Dixon wrote about her time as a USO performer in her recent book, “Songs from the Girl Back Home.”

A classical singer and recent bride, Dixon auditioned for the USO and was accepted in early 1945. Before setting sail, Dixon and her group traveled to San Francisco, where they toured the city and had official outfits tailored at Saks.

“If this was war,” Dixon writes in her book, “I liked it!”

Her unit set sail from San Francisco in April and arrived three weeks later in Hollandia, New Guinea – a blistering jungle base with red dust covering everything. The soldiers had jaundiced skin from anti-malaria pills and complained of “jungle rot.” The wool Saks outfits were set aside.

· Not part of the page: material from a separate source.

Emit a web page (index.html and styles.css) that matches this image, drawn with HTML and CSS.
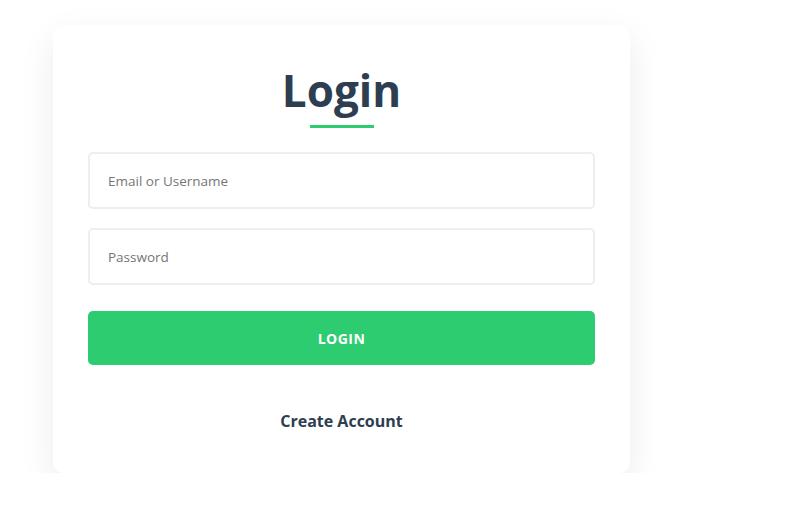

Though not life-threatening, the hardships were acute for performers accustomed to costumes and makeup. Mildew snuck into stage dresses. The heat wilted hairdos and wreaked havoc with “bottle blondes,” Dixon said. Cosmetics were rare – at the PX they could find only one “orangey kind of lipstick that just melted all over.”

But for the next several months, Dixon and her troupe performed for American GIs all around the South Pacific, in the wake of Allied victory there. Their shows included classical songs, Gershwin tunes and numbers from popular musicals.

Upon her return, Dixon joined another traveling musical show, and later worked in journalism. Ten years ago, she moved to Spokane. She’s now engaged to marry a man she met through Hospice services; each had lost long-time spouses.

When she recalls the effect of the USO performances on the soldiers – so lonely and so far from home – she remembers their “mass hunger” for entertainment and companionship.

“You were everything to these men you played to,” she said. “You were their mother, their sister, their sweetheart.”